# START OF INFORMATION SHOWN
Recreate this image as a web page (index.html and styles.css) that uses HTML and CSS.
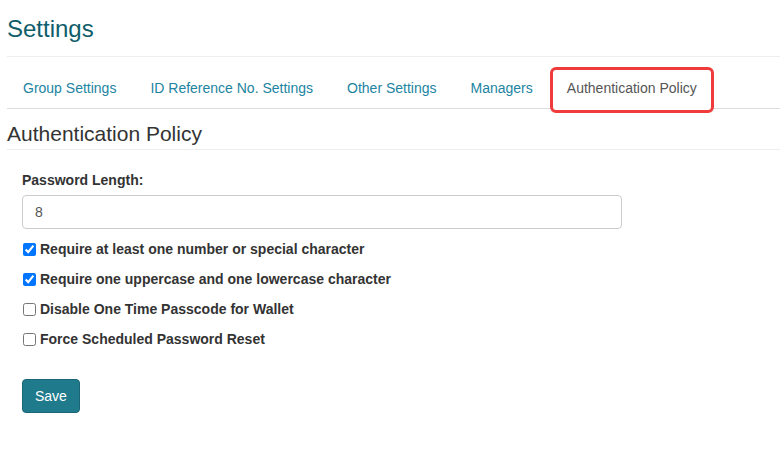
FILE: index.html
```html
<!DOCTYPE html>
<html lang="en">
<head>
    <meta charset="UTF-8">
    <meta name="viewport" content="width=device-width, initial-scale=1.0">
    <title>Settings</title>
    <link rel="stylesheet" href="styles.css">
</head>
<body>

<div class="container">
    <div class="page-header">
        <h1>Settings</h1>
    </div>

    <ul class="nav-tabs">
        <li><a href="#">Group Settings</a></li>
        <li><a href="#">ID Reference No. Settings</a></li>
        <li><a href="#">Other Settings</a></li>
        <li><a href="#">Managers</a></li>
        <li class="active"><a href="#">Authentication Policy</a></li>
    </ul>

    <h3 class="section-title">Authentication Policy</h3>

    <form class="policy-form">
        <label class="field-label" for="pwLength">Password Length:</label>
        <input class="form-control" id="pwLength" type="text" value="8">

        <label class="check-row"><input type="checkbox" checked> Require at least one number or special character</label>
        <label class="check-row"><input type="checkbox" checked> Require one uppercase and one lowercase character</label>
        <label class="check-row"><input type="checkbox"> Disable One Time Passcode for Wallet</label>
        <label class="check-row"><input type="checkbox"> Force Scheduled Password Reset</label>

        <button type="button" class="btn-save">Save</button>
    </form>
</div>

</body>
</html>
```

FILE: styles.css
```css
body {
    font-family: "Liberation Sans", Arial, sans-serif;
    font-size: 14px;
    color: #333;
    margin: 0;
    background-color: #fff;
}

.container {
    padding-left: 7px;
}

.page-header {
    padding: 16px 0 14px;
    border-bottom: 1px solid #eee;
}

.page-header h1 {
    margin: 0;
    font-size: 24px;
    font-weight: normal;
    line-height: 26px;
    color: #0f5d6b;
}

.nav-tabs {
    display: flex;
    list-style: none;
    margin: 11px 0 0;
    padding: 0;
    border-bottom: 1px solid #ddd;
}

.nav-tabs li {
    margin-right: 2px;
    margin-bottom: -1px;
}

.nav-tabs a {
    display: block;
    padding: 10px 16px;
    line-height: 20px;
    color: #2184a1;
    text-decoration: none;
}

.nav-tabs li.active {
    position: relative;
}

.nav-tabs li.active a {
    color: #555;
    background-color: #fff;
    padding-bottom: 11px;
}

/* highlight box around the selected tab */
.nav-tabs li.active::after {
    content: "";
    position: absolute;
    top: -1px;
    left: -1px;
    right: -1px;
    bottom: -4px;
    border: 3px solid #ee3b3b;
    border-radius: 6px;
}

.section-title {
    margin: 13px 0 0;
    padding-bottom: 3px;
    font-size: 21px;
    font-weight: normal;
    line-height: 24px;
    color: #333;
    border-bottom: 1px solid #eee;
}

.policy-form {
    padding: 20px 0 0 15px;
}

.field-label {
    display: block;
    font-weight: bold;
    line-height: 20px;
    margin-bottom: 5px;
}

.form-control {
    display: block;
    box-sizing: border-box;
    width: 600px;
    height: 34px;
    padding: 6px 12px;
    font-family: inherit;
    font-size: 14px;
    color: #555;
    border: 1px solid #ccc;
    border-radius: 4px;
    margin-bottom: 10px;
}

.check-row {
    display: flex;
    align-items: center;
    height: 20px;
    margin-bottom: 10px;
    font-weight: bold;
    line-height: 20px;
}

.check-row input {
    width: 13px;
    height: 13px;
    margin: 0 4px 0 1px;
}

.btn-save {
    margin-top: 20px;
    height: 34px;
    padding: 6px 12px;
    font-family: inherit;
    font-size: 14px;
    color: #fff;
    background-color: #1f7a8c;
    border: 1px solid #1a6676;
    border-radius: 4px;
    cursor: pointer;
}

.btn-save:hover {
    background-color: #196574;
}
```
# END OF INFORMATION SHOWN
Give every line of the material that includes the string "index".

Recreate this image as a web page (index.html and styles.css) that uses HTML and CSS.
FILE: index.html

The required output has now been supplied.